In 2006, the Jockey Club contributed more than HK$5 million towards the planting of more than half a million trees in country parks, so it should be fine to chop down less than half a dozen, especially if it means more turnover.
It works like this: more information and transparency (literally) equals more confidence for punters, resulting in higher turnover and in turn more seedlings in country parks. So chopping down the trees would actually be good for the environment.
On to horse names – the grand tradition of ridiculous yet effective names is not being upheld and there needs to be a moratorium on numbers in names.
Lucky Nine is an all-time great so fair enough his owner wants to keep the fung shui flowing with his new acquisition, Lucky Double Eight, but we could be heading towards a perfect storm of names with numbers in them clashing and that could cause a catastrophic caller meltdown.
What if Lucky Double Eight, Fiery Four by Four, Four Four Five and Big Four all clash in a race, and one of them tries to slot into the “one-one”?
Darren Flindell is going to sound as though he is reading out Mark Six results, not calling a race.
And isn’t “four” meant to be unlucky anyway because the Cantonese equivalent means “death”? Anyway, no more fours.
Worse still, the unpronounceable Packing Llaregyb could get a run in the same race with the “four”. It has come to light after an earlier blog on Packing Llaregyb that the name is from a Dylan Thomas radio play, for which the script was left in a bar by the drunken poet before being published.
For one, Flindell is wishing the Welsh scribe never found it again.
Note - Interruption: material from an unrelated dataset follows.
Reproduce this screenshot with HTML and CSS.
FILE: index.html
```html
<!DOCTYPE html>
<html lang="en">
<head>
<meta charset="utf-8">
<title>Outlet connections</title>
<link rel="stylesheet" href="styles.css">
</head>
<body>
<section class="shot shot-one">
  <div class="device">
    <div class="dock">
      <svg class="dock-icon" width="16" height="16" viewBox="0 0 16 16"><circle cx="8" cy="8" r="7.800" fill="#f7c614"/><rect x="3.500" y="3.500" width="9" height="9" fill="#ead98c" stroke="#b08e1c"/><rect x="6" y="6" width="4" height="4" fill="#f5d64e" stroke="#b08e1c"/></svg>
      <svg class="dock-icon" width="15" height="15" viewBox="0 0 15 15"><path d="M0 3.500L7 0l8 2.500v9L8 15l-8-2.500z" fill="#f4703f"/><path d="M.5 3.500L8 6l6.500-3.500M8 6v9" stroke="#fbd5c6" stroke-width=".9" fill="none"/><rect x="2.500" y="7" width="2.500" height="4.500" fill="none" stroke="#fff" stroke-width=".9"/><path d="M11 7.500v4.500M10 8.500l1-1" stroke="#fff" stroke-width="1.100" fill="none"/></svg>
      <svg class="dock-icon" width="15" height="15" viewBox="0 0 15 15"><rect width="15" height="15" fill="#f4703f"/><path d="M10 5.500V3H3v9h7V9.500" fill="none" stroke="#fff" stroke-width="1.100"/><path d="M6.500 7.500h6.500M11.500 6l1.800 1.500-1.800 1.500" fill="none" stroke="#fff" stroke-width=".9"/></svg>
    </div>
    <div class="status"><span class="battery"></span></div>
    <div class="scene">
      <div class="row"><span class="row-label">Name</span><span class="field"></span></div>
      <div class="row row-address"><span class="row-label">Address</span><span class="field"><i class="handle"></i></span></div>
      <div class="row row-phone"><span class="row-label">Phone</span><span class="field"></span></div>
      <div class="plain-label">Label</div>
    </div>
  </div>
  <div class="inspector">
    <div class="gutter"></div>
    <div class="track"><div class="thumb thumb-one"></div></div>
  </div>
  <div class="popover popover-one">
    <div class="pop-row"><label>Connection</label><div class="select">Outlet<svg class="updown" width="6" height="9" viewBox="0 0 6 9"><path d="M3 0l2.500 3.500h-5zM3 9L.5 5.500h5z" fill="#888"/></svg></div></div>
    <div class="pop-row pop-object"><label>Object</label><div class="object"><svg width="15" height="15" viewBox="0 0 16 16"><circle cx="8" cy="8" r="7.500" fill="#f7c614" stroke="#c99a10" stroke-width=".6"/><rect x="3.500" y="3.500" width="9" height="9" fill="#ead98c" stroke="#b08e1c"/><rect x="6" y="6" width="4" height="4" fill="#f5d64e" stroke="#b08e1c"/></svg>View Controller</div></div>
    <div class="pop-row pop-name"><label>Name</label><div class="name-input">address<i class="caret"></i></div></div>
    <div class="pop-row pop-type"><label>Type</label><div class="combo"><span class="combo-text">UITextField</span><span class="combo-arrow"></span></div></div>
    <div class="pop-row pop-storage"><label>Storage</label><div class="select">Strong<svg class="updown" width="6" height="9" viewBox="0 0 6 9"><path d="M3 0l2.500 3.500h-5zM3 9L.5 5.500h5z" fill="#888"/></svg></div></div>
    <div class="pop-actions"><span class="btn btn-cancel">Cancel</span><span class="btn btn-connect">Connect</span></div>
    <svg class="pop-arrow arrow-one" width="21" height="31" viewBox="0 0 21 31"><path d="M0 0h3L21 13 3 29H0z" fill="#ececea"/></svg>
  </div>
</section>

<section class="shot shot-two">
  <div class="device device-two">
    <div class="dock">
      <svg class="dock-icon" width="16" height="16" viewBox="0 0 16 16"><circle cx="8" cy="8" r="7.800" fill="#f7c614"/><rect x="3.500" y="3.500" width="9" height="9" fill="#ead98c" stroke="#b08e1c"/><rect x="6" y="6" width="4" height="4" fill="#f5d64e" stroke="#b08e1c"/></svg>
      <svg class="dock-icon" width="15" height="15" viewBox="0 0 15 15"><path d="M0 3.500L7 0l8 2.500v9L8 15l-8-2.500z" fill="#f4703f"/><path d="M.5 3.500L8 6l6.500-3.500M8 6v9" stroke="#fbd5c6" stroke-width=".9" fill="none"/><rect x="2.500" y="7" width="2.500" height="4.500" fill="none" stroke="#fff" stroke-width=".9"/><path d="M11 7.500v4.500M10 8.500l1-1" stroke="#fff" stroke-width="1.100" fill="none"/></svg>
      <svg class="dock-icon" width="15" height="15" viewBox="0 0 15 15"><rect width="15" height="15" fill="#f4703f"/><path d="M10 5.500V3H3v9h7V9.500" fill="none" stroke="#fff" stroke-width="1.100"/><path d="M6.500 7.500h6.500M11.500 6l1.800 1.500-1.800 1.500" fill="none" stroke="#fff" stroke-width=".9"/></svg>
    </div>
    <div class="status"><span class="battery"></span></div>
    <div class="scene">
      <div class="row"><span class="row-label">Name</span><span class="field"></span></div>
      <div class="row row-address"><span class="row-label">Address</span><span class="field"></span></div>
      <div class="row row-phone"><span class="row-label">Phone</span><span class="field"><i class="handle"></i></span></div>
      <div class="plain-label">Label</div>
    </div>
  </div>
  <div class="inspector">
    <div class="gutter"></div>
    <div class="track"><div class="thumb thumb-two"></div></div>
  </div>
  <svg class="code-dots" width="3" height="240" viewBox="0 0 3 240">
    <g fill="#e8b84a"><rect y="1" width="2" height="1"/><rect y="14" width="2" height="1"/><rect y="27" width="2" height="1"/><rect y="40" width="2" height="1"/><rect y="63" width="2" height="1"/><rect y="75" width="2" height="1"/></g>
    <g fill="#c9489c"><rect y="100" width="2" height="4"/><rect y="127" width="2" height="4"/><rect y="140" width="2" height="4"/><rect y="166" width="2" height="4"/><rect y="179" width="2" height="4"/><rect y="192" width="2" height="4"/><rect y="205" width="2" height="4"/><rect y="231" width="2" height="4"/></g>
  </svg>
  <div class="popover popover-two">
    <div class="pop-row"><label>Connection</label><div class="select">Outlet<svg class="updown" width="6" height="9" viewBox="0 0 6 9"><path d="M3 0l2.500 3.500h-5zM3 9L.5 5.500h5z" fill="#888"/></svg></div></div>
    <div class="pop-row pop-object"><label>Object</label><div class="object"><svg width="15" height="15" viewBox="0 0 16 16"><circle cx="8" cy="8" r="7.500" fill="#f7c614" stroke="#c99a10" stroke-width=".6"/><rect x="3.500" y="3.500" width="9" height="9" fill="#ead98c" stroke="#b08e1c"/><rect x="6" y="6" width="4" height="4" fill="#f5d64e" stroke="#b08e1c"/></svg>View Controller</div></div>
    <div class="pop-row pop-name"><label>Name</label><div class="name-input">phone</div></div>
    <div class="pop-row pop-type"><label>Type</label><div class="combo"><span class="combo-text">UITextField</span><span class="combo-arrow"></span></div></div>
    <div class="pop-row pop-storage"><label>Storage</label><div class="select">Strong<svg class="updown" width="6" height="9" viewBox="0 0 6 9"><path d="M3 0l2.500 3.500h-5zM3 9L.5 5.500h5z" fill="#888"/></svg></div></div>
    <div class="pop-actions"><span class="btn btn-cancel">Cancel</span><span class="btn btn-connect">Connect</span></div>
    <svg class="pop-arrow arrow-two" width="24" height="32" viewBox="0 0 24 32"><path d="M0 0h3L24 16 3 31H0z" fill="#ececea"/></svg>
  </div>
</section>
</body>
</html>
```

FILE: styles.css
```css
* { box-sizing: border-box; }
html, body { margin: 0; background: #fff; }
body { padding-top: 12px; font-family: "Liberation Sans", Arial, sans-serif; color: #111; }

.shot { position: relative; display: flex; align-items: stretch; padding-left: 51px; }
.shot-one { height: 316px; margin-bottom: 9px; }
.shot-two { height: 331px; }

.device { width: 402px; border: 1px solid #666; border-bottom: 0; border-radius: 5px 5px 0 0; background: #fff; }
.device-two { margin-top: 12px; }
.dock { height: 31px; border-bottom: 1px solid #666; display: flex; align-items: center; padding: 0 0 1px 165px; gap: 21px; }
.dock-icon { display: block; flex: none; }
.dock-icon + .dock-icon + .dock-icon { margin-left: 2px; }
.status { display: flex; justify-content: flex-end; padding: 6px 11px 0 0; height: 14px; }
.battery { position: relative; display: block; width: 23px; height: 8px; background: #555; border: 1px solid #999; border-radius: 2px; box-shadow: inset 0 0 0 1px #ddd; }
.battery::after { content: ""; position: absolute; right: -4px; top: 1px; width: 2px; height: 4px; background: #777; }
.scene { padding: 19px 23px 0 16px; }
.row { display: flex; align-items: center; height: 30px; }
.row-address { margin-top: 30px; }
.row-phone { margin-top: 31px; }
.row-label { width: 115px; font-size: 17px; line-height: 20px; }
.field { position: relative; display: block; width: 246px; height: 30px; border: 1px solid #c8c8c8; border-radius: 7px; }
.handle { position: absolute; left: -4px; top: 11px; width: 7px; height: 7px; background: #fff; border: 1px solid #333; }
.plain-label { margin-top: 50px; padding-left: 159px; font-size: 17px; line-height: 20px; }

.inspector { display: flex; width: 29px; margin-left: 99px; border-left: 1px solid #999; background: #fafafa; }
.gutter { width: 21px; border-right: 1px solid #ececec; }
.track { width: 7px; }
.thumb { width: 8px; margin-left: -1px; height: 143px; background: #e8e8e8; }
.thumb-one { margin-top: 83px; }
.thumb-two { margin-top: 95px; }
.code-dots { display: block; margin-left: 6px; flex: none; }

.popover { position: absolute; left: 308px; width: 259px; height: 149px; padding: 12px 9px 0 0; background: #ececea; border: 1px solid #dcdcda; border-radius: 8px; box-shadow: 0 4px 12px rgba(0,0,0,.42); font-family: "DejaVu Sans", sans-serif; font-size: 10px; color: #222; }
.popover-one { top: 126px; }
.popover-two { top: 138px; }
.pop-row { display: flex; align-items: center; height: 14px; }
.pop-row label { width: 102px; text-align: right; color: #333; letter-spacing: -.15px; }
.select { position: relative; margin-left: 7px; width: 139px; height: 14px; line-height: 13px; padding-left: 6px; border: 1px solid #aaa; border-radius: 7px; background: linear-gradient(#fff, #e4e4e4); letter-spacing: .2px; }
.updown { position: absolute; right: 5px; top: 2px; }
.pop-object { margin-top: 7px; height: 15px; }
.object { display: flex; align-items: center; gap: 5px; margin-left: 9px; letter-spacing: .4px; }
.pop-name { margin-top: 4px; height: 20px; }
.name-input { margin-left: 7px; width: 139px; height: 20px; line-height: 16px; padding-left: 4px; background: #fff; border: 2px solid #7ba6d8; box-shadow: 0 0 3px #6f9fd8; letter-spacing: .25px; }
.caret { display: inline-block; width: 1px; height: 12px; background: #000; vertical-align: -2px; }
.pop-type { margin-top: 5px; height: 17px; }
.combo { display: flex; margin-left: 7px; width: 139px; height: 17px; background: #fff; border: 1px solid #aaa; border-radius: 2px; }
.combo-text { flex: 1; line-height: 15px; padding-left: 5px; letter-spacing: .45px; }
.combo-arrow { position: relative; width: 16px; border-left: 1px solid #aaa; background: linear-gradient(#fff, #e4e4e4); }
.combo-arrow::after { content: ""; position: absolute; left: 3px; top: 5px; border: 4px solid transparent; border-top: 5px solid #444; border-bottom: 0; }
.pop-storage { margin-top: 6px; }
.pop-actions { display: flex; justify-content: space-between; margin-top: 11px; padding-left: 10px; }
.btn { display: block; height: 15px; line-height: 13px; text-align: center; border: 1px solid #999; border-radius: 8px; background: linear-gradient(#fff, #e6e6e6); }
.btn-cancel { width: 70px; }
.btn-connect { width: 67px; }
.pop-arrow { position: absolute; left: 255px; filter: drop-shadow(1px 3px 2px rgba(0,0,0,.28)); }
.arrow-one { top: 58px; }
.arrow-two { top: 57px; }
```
He and fellow caller Brett Davis are also wondering how to keep a straight face when a new inductee into the all-time silly horse names gets to the races: Unbeatable Guts.
The first time Unbeatable Guts trialled his name raised a chuckle from Flindell, but the Peter Ho Leung-trained three-year-old went OK. Second time he trialled was on the dirt though – and he was hidden behind a bunch of trees.